** BEGIN **

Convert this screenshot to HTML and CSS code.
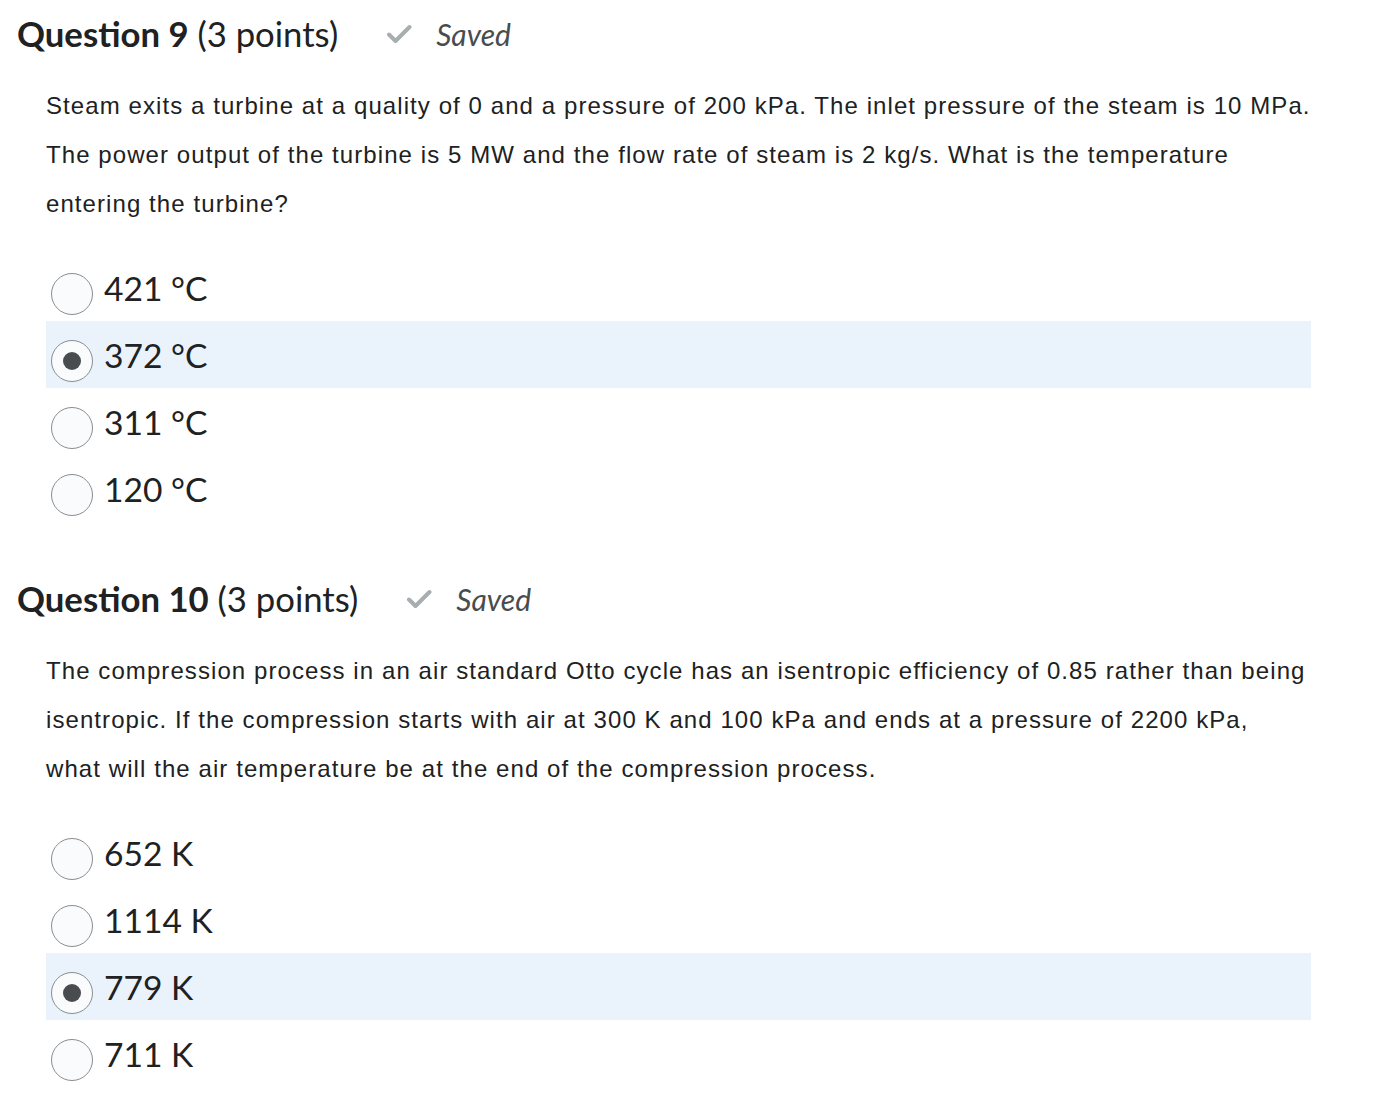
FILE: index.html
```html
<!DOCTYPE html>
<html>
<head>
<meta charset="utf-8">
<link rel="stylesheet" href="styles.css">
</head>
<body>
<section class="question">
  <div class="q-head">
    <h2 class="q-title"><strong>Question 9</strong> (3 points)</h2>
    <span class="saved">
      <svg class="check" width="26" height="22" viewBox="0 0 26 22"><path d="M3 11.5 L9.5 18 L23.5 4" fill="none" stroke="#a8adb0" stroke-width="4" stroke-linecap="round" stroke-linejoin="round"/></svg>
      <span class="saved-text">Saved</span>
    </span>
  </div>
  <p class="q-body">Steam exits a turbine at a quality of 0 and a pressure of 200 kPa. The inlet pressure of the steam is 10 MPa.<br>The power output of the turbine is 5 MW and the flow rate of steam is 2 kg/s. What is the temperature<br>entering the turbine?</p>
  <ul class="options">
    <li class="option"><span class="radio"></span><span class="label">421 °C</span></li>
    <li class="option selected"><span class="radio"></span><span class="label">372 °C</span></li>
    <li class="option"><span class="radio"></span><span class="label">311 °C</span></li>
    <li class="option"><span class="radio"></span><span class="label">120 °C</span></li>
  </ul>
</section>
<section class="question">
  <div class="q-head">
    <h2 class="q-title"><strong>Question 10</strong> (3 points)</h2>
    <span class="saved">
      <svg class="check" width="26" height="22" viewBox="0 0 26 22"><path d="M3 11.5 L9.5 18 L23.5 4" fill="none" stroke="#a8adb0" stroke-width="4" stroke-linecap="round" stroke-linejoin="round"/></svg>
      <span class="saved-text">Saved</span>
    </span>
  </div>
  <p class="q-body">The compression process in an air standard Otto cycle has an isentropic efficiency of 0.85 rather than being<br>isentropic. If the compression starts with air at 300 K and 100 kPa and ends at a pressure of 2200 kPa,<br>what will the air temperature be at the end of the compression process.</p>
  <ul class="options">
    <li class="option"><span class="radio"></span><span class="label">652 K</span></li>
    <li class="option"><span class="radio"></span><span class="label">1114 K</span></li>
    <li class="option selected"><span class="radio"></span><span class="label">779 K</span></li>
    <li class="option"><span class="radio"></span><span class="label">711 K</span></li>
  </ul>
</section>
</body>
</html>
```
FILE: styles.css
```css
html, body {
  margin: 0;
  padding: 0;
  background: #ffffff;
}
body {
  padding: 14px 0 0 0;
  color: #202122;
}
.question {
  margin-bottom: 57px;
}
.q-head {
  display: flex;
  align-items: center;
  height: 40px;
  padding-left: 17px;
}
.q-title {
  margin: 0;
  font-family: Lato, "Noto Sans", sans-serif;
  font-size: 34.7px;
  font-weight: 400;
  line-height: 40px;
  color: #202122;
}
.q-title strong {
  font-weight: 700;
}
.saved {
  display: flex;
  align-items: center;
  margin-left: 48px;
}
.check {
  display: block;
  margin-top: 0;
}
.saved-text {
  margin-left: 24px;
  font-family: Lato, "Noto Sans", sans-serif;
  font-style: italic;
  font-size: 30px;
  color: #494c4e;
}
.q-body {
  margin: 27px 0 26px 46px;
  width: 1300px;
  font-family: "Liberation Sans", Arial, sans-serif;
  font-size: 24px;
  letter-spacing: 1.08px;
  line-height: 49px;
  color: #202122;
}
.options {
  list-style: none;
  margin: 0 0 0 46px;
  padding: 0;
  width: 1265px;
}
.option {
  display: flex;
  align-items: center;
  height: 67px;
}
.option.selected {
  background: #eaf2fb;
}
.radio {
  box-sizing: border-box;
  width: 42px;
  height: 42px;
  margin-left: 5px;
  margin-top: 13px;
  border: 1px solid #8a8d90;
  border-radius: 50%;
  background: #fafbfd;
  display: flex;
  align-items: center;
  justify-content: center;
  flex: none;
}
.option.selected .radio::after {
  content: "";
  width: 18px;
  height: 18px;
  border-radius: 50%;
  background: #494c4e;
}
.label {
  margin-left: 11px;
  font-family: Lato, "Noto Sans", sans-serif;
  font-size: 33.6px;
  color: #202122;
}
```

** END **

PROBLEM DETAILS: Leave out the pictures and give the listing above again exactly.

TASK ANSWER:
Convert this screenshot to HTML and CSS code.
FILE: index.html
```html
<!DOCTYPE html>
<html>
<head>
<meta charset="utf-8">
<link rel="stylesheet" href="styles.css">
</head>
<body>
<section class="question">
  <div class="q-head">
    <h2 class="q-title"><strong>Question 9</strong> (3 points)</h2>
    <span class="saved">
      <svg class="check" width="26" height="22" viewBox="0 0 26 22"><path d="M3 11.5 L9.5 18 L23.5 4" fill="none" stroke="#a8adb0" stroke-width="4" stroke-linecap="round" stroke-linejoin="round"/></svg>
      <span class="saved-text">Saved</span>
    </span>
  </div>
  <p class="q-body">Steam exits a turbine at a quality of 0 and a pressure of 200 kPa. The inlet pressure of the steam is 10 MPa.<br>The power output of the turbine is 5 MW and the flow rate of steam is 2 kg/s. What is the temperature<br>entering the turbine?</p>
  <ul class="options">
    <li class="option"><span class="radio"></span><span class="label">421 °C</span></li>
    <li class="option selected"><span class="radio"></span><span class="label">372 °C</span></li>
    <li class="option"><span class="radio"></span><span class="label">311 °C</span></li>
    <li class="option"><span class="radio"></span><span class="label">120 °C</span></li>
  </ul>
</section>
<section class="question">
  <div class="q-head">
    <h2 class="q-title"><strong>Question 10</strong> (3 points)</h2>
    <span class="saved">
      <svg class="check" width="26" height="22" viewBox="0 0 26 22"><path d="M3 11.5 L9.5 18 L23.5 4" fill="none" stroke="#a8adb0" stroke-width="4" stroke-linecap="round" stroke-linejoin="round"/></svg>
      <span class="saved-text">Saved</span>
    </span>
  </div>
  <p class="q-body">The compression process in an air standard Otto cycle has an isentropic efficiency of 0.85 rather than being<br>isentropic. If the compression starts with air at 300 K and 100 kPa and ends at a pressure of 2200 kPa,<br>what will the air temperature be at the end of the compression process.</p>
  <ul class="options">
    <li class="option"><span class="radio"></span><span class="label">652 K</span></li>
    <li class="option"><span class="radio"></span><span class="label">1114 K</span></li>
    <li class="option selected"><span class="radio"></span><span class="label">779 K</span></li>
    <li class="option"><span class="radio"></span><span class="label">711 K</span></li>
  </ul>
</section>
</body>
</html>
```
FILE: styles.css
```css
html, body {
  margin: 0;
  padding: 0;
  background: #ffffff;
}
body {
  padding: 14px 0 0 0;
  color: #202122;
}
.question {
  margin-bottom: 57px;
}
.q-head {
  display: flex;
  align-items: center;
  height: 40px;
  padding-left: 17px;
}
.q-title {
  margin: 0;
  font-family: Lato, "Noto Sans", sans-serif;
  font-size: 34.7px;
  font-weight: 400;
  line-height: 40px;
  color: #202122;
}
.q-title strong {
  font-weight: 700;
}
.saved {
  display: flex;
  align-items: center;
  margin-left: 48px;
}
.check {
  display: block;
  margin-top: 0;
}
.saved-text {
  margin-left: 24px;
  font-family: Lato, "Noto Sans", sans-serif;
  font-style: italic;
  font-size: 30px;
  color: #494c4e;
}
.q-body {
  margin: 27px 0 26px 46px;
  width: 1300px;
  font-family: "Liberation Sans", Arial, sans-serif;
  font-size: 24px;
  letter-spacing: 1.08px;
  line-height: 49px;
  color: #202122;
}
.options {
  list-style: none;
  margin: 0 0 0 46px;
  padding: 0;
  width: 1265px;
}
.option {
  display: flex;
  align-items: center;
  height: 67px;
}
.option.selected {
  background: #eaf2fb;
}
.radio {
  box-sizing: border-box;
  width: 42px;
  height: 42px;
  margin-left: 5px;
  margin-top: 13px;
  border: 1px solid #8a8d90;
  border-radius: 50%;
  background: #fafbfd;
  display: flex;
  align-items: center;
  justify-content: center;
  flex: none;
}
.option.selected .radio::after {
  content: "";
  width: 18px;
  height: 18px;
  border-radius: 50%;
  background: #494c4e;
}
.label {
  margin-left: 11px;
  font-family: Lato, "Noto Sans", sans-serif;
  font-size: 33.6px;
  color: #202122;
}
```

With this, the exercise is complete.